--- start ---

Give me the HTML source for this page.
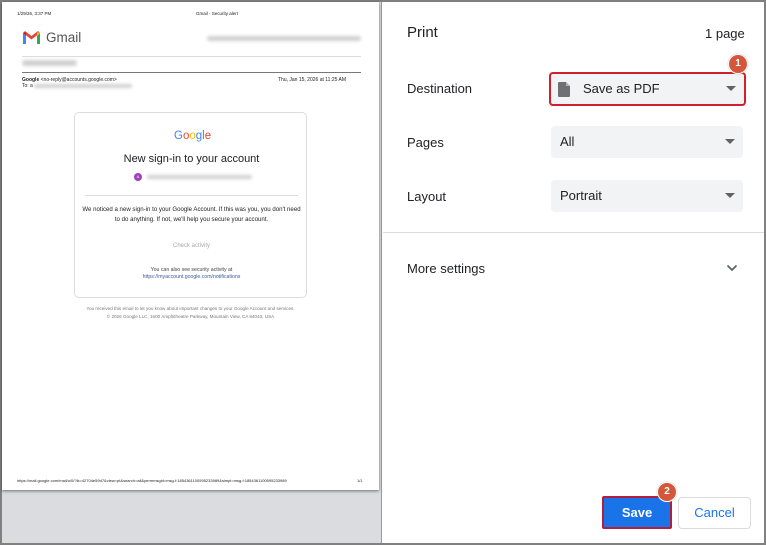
<!DOCTYPE html>
<html><head><meta charset="utf-8"><style>
*{box-sizing:border-box;margin:0;padding:0}
body{width:766px;height:545px;overflow:hidden;background:#808080;font-family:"Liberation Sans",Arial,sans-serif;position:relative}
.frame{position:absolute;left:2px;top:2px;width:762px;height:541px;background:#fff}
.prev{position:absolute;left:0;top:0;width:380px;height:541px;background:#dadce0;border-right:1px solid #9a9a9a}
.page{position:absolute;left:0;top:0;width:377px;height:488px;background:#fff;box-shadow:0 1px 3px rgba(0,0,0,.5)}
.t{position:absolute;white-space:nowrap;color:#222}
.blur{position:absolute;background:#d0d0d0;border-radius:3px;filter:blur(1.5px)}
.card{position:absolute;left:72px;top:110px;width:233px;height:186px;border:1px solid #dadce0;border-radius:5px}
.lbl{position:absolute;left:24px;font-size:13px;color:#202124}
.right{position:absolute;left:381px;top:0;width:381px;height:541px}
.sel{position:absolute;left:168px;width:192px;height:32px;background:#f1f3f4;border-radius:4px;font-size:13px;color:#202124}
.sel span{position:absolute;left:9px;top:8px}
.arr{position:absolute;right:8px;top:13px;width:0;height:0;border-left:5px solid transparent;border-right:5px solid transparent;border-top:5px solid #5f6368}
.badge{position:absolute;width:20px;height:20px;border-radius:50%;background:#d4573a;color:#fff;font-size:10px;font-weight:bold;text-align:center;line-height:18px;border:1.5px solid #fff;box-shadow:0 0 1px #888}
</style></head><body><div class="frame">
<div class="prev"><div class="page">
<div class="t" style="left:15px;top:9px;font-size:4.5px">1/29/26, 3:37 PM</div>
<div class="t" style="left:194px;top:9px;font-size:4.5px">Gmail - Security alert</div>
<svg style="position:absolute;left:20px;top:28px" width="19" height="15" viewBox="0 0 19 15"><path d="M1 3v11h3V6z" fill="#4285f4"/><path d="M15 6v8h3V3z" fill="#34a853"/><path d="M1 3l8.5 6.5L18 3 16 1 9.5 6 3 1z" fill="#ea4335"/><path d="M15 6V2l3 1z" fill="#fbbc04"/><path d="M1 3l3 3V2z" fill="#c5221f"/></svg>
<div class="t" style="left:44px;top:28px;font-size:13.5px;color:#555">Gmail</div>
<div class="blur" style="left:205px;top:34px;width:154px;height:5px"></div>
<div style="position:absolute;left:20px;top:54px;width:339px;border-top:1px solid #ddd"></div>
<div class="blur" style="left:20px;top:58px;width:55px;height:6px"></div>
<div style="position:absolute;left:20px;top:70px;width:339px;border-top:1px solid #777"></div>
<div class="t" style="left:20px;top:75px;font-size:5px"><b>Google</b> &lt;no-reply@accounts.google.com&gt;</div>
<div class="t" style="left:20px;top:81px;font-size:5px">To: a</div>
<div class="blur" style="left:32px;top:82px;width:98px;height:4px"></div>
<div class="t" style="left:276px;top:75px;font-size:5px">Thu, Jan 15, 2026 at 11:25 AM</div>
<div class="card">
<div class="t" style="left:99px;top:17px;font-size:11.5px"><span style="color:#4285f4">G</span><span style="color:#ea4335">o</span><span style="color:#fbbc04">o</span><span style="color:#4285f4">g</span><span style="color:#34a853">l</span><span style="color:#ea4335">e</span></div>
<div class="t" style="left:0;width:233px;text-align:center;top:40px;font-size:11px;color:#202124">New sign-in to your account</div>
<div style="position:absolute;left:59px;top:60px;width:8px;height:8px;border-radius:50%;background:#a040c0;color:#fff;font-size:4px;text-align:center;line-height:8px">A</div>
<div class="blur" style="left:72px;top:62px;width:105px;height:4px"></div>
<div style="position:absolute;left:10px;top:82px;width:213px;border-top:1px solid #ddd"></div>
<div class="t" style="left:6px;top:92px;font-size:6.1px;line-height:9.5px;text-align:center;width:221px;white-space:normal">We noticed a new sign-in to your Google Account. If this was you, you don't need to do anything. If not, we'll help you secure your account.</div>
<div class="t" style="left:0;width:233px;text-align:center;top:130px;font-size:6px;color:#aaa">Check activity</div>
<div class="t" style="left:0;width:233px;text-align:center;top:154px;font-size:5.2px;color:#444">You can also see security activity at</div>
<div class="t" style="left:0;width:233px;text-align:center;top:161px;font-size:5.2px;color:#3a5a9a">https://myaccount.google.com/notifications</div>
</div>
<div class="t" style="left:0;width:377px;text-align:center;top:304px;font-size:4.6px;color:#777">You received this email to let you know about important changes to your Google Account and services.</div>
<div class="t" style="left:0;width:377px;text-align:center;top:312px;font-size:4.6px;color:#777">© 2026 Google LLC, 1600 Amphitheatre Parkway, Mountain View, CA 94043, USA</div>
<div class="t" style="left:15px;top:476px;font-size:4px">https://mail.google.com/mail/u/0/?ik=42704e59d7&amp;view=pt&amp;search=all&amp;permmsgid=msg-f:1854361100595233989&amp;simpl=msg-f:1854361100595233989</div>
<div class="t" style="left:355px;top:476px;font-size:4px">1/1</div>
</div></div>
<div class="right">
<div class="lbl" style="top:22px;font-size:15px">Print</div>
<div class="t" style="left:322px;top:24px;font-size:13px;color:#202124">1 page</div>
<div class="lbl" style="top:79px">Destination</div>
<div class="sel" style="top:70px;height:34px;border:2px solid #d0202c;left:166px;width:197px"><svg style="position:absolute;left:7px;top:8px" width="12" height="15" viewBox="0 0 12 15"><path d="M0 1a1 1 0 0 1 1-1h7l4 4v10a1 1 0 0 1-1 1H1a1 1 0 0 1-1-1z" fill="#6e7174"/><path d="M8 0v4h4z" fill="#b0b3b6"/></svg><span style="left:32px;top:7px">Save as PDF</span><div class="arr" style="right:8px;top:12px"></div></div>
<div class="badge" style="left:345px;top:52px">1</div>
<div class="lbl" style="top:133px">Pages</div>
<div class="sel" style="top:124px"><span>All</span><div class="arr"></div></div>
<div class="lbl" style="top:187px">Layout</div>
<div class="sel" style="top:178px"><span>Portrait</span><div class="arr"></div></div>
<div style="position:absolute;left:0;top:230px;width:381px;border-top:1px solid #dadce0"></div>
<div class="lbl" style="top:259px">More settings</div>
<svg style="position:absolute;left:343px;top:262px" width="12" height="8" viewBox="0 0 12 8"><path d="M1.5 1.5l4.5 4.5 4.5-4.5" stroke="#5f6368" stroke-width="1.8" fill="none"/></svg>
<div style="position:absolute;left:219px;top:494px;width:70px;height:33px;background:#1a73e8;border:2px solid #b0203a;border-radius:2px;color:#fff;font-size:13px;font-weight:bold;text-align:center;line-height:29px">Save</div>
<div class="badge" style="left:274px;top:480px">2</div>
<div style="position:absolute;left:295px;top:495px;width:73px;height:32px;border:1px solid #dadce0;border-radius:4px;color:#1a73e8;font-size:13px;text-align:center;line-height:30px">Cancel</div>
</div>
</div></body></html>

--- end ---

Transcribe the full listing above exactly, with the images removed.

▸ Solution
Give me the HTML source for this page.
<!DOCTYPE html>
<html><head><meta charset="utf-8"><style>
*{box-sizing:border-box;margin:0;padding:0}
body{width:766px;height:545px;overflow:hidden;background:#808080;font-family:"Liberation Sans",Arial,sans-serif;position:relative}
.frame{position:absolute;left:2px;top:2px;width:762px;height:541px;background:#fff}
.prev{position:absolute;left:0;top:0;width:380px;height:541px;background:#dadce0;border-right:1px solid #9a9a9a}
.page{position:absolute;left:0;top:0;width:377px;height:488px;background:#fff;box-shadow:0 1px 3px rgba(0,0,0,.5)}
.t{position:absolute;white-space:nowrap;color:#222}
.blur{position:absolute;background:#d0d0d0;border-radius:3px;filter:blur(1.5px)}
.card{position:absolute;left:72px;top:110px;width:233px;height:186px;border:1px solid #dadce0;border-radius:5px}
.lbl{position:absolute;left:24px;font-size:13px;color:#202124}
.right{position:absolute;left:381px;top:0;width:381px;height:541px}
.sel{position:absolute;left:168px;width:192px;height:32px;background:#f1f3f4;border-radius:4px;font-size:13px;color:#202124}
.sel span{position:absolute;left:9px;top:8px}
.arr{position:absolute;right:8px;top:13px;width:0;height:0;border-left:5px solid transparent;border-right:5px solid transparent;border-top:5px solid #5f6368}
.badge{position:absolute;width:20px;height:20px;border-radius:50%;background:#d4573a;color:#fff;font-size:10px;font-weight:bold;text-align:center;line-height:18px;border:1.5px solid #fff;box-shadow:0 0 1px #888}
</style></head><body><div class="frame">
<div class="prev"><div class="page">
<div class="t" style="left:15px;top:9px;font-size:4.5px">1/29/26, 3:37 PM</div>
<div class="t" style="left:194px;top:9px;font-size:4.5px">Gmail - Security alert</div>
<svg style="position:absolute;left:20px;top:28px" width="19" height="15" viewBox="0 0 19 15"><path d="M1 3v11h3V6z" fill="#4285f4"/><path d="M15 6v8h3V3z" fill="#34a853"/><path d="M1 3l8.5 6.5L18 3 16 1 9.5 6 3 1z" fill="#ea4335"/><path d="M15 6V2l3 1z" fill="#fbbc04"/><path d="M1 3l3 3V2z" fill="#c5221f"/></svg>
<div class="t" style="left:44px;top:28px;font-size:13.5px;color:#555">Gmail</div>
<div class="blur" style="left:205px;top:34px;width:154px;height:5px"></div>
<div style="position:absolute;left:20px;top:54px;width:339px;border-top:1px solid #ddd"></div>
<div class="blur" style="left:20px;top:58px;width:55px;height:6px"></div>
<div style="position:absolute;left:20px;top:70px;width:339px;border-top:1px solid #777"></div>
<div class="t" style="left:20px;top:75px;font-size:5px"><b>Google</b> &lt;no-reply@accounts.google.com&gt;</div>
<div class="t" style="left:20px;top:81px;font-size:5px">To: a</div>
<div class="blur" style="left:32px;top:82px;width:98px;height:4px"></div>
<div class="t" style="left:276px;top:75px;font-size:5px">Thu, Jan 15, 2026 at 11:25 AM</div>
<div class="card">
<div class="t" style="left:99px;top:17px;font-size:11.5px"><span style="color:#4285f4">G</span><span style="color:#ea4335">o</span><span style="color:#fbbc04">o</span><span style="color:#4285f4">g</span><span style="color:#34a853">l</span><span style="color:#ea4335">e</span></div>
<div class="t" style="left:0;width:233px;text-align:center;top:40px;font-size:11px;color:#202124">New sign-in to your account</div>
<div style="position:absolute;left:59px;top:60px;width:8px;height:8px;border-radius:50%;background:#a040c0;color:#fff;font-size:4px;text-align:center;line-height:8px">A</div>
<div class="blur" style="left:72px;top:62px;width:105px;height:4px"></div>
<div style="position:absolute;left:10px;top:82px;width:213px;border-top:1px solid #ddd"></div>
<div class="t" style="left:6px;top:92px;font-size:6.1px;line-height:9.5px;text-align:center;width:221px;white-space:normal">We noticed a new sign-in to your Google Account. If this was you, you don't need to do anything. If not, we'll help you secure your account.</div>
<div class="t" style="left:0;width:233px;text-align:center;top:130px;font-size:6px;color:#aaa">Check activity</div>
<div class="t" style="left:0;width:233px;text-align:center;top:154px;font-size:5.2px;color:#444">You can also see security activity at</div>
<div class="t" style="left:0;width:233px;text-align:center;top:161px;font-size:5.2px;color:#3a5a9a">https://myaccount.google.com/notifications</div>
</div>
<div class="t" style="left:0;width:377px;text-align:center;top:304px;font-size:4.6px;color:#777">You received this email to let you know about important changes to your Google Account and services.</div>
<div class="t" style="left:0;width:377px;text-align:center;top:312px;font-size:4.6px;color:#777">© 2026 Google LLC, 1600 Amphitheatre Parkway, Mountain View, CA 94043, USA</div>
<div class="t" style="left:15px;top:476px;font-size:4px">https://mail.google.com/mail/u/0/?ik=42704e59d7&amp;view=pt&amp;search=all&amp;permmsgid=msg-f:1854361100595233989&amp;simpl=msg-f:1854361100595233989</div>
<div class="t" style="left:355px;top:476px;font-size:4px">1/1</div>
</div></div>
<div class="right">
<div class="lbl" style="top:22px;font-size:15px">Print</div>
<div class="t" style="left:322px;top:24px;font-size:13px;color:#202124">1 page</div>
<div class="lbl" style="top:79px">Destination</div>
<div class="sel" style="top:70px;height:34px;border:2px solid #d0202c;left:166px;width:197px"><svg style="position:absolute;left:7px;top:8px" width="12" height="15" viewBox="0 0 12 15"><path d="M0 1a1 1 0 0 1 1-1h7l4 4v10a1 1 0 0 1-1 1H1a1 1 0 0 1-1-1z" fill="#6e7174"/><path d="M8 0v4h4z" fill="#b0b3b6"/></svg><span style="left:32px;top:7px">Save as PDF</span><div class="arr" style="right:8px;top:12px"></div></div>
<div class="badge" style="left:345px;top:52px">1</div>
<div class="lbl" style="top:133px">Pages</div>
<div class="sel" style="top:124px"><span>All</span><div class="arr"></div></div>
<div class="lbl" style="top:187px">Layout</div>
<div class="sel" style="top:178px"><span>Portrait</span><div class="arr"></div></div>
<div style="position:absolute;left:0;top:230px;width:381px;border-top:1px solid #dadce0"></div>
<div class="lbl" style="top:259px">More settings</div>
<svg style="position:absolute;left:343px;top:262px" width="12" height="8" viewBox="0 0 12 8"><path d="M1.5 1.5l4.5 4.5 4.5-4.5" stroke="#5f6368" stroke-width="1.8" fill="none"/></svg>
<div style="position:absolute;left:219px;top:494px;width:70px;height:33px;background:#1a73e8;border:2px solid #b0203a;border-radius:2px;color:#fff;font-size:13px;font-weight:bold;text-align:center;line-height:29px">Save</div>
<div class="badge" style="left:274px;top:480px">2</div>
<div style="position:absolute;left:295px;top:495px;width:73px;height:32px;border:1px solid #dadce0;border-radius:4px;color:#1a73e8;font-size:13px;text-align:center;line-height:30px">Cancel</div>
</div>
</div></body></html>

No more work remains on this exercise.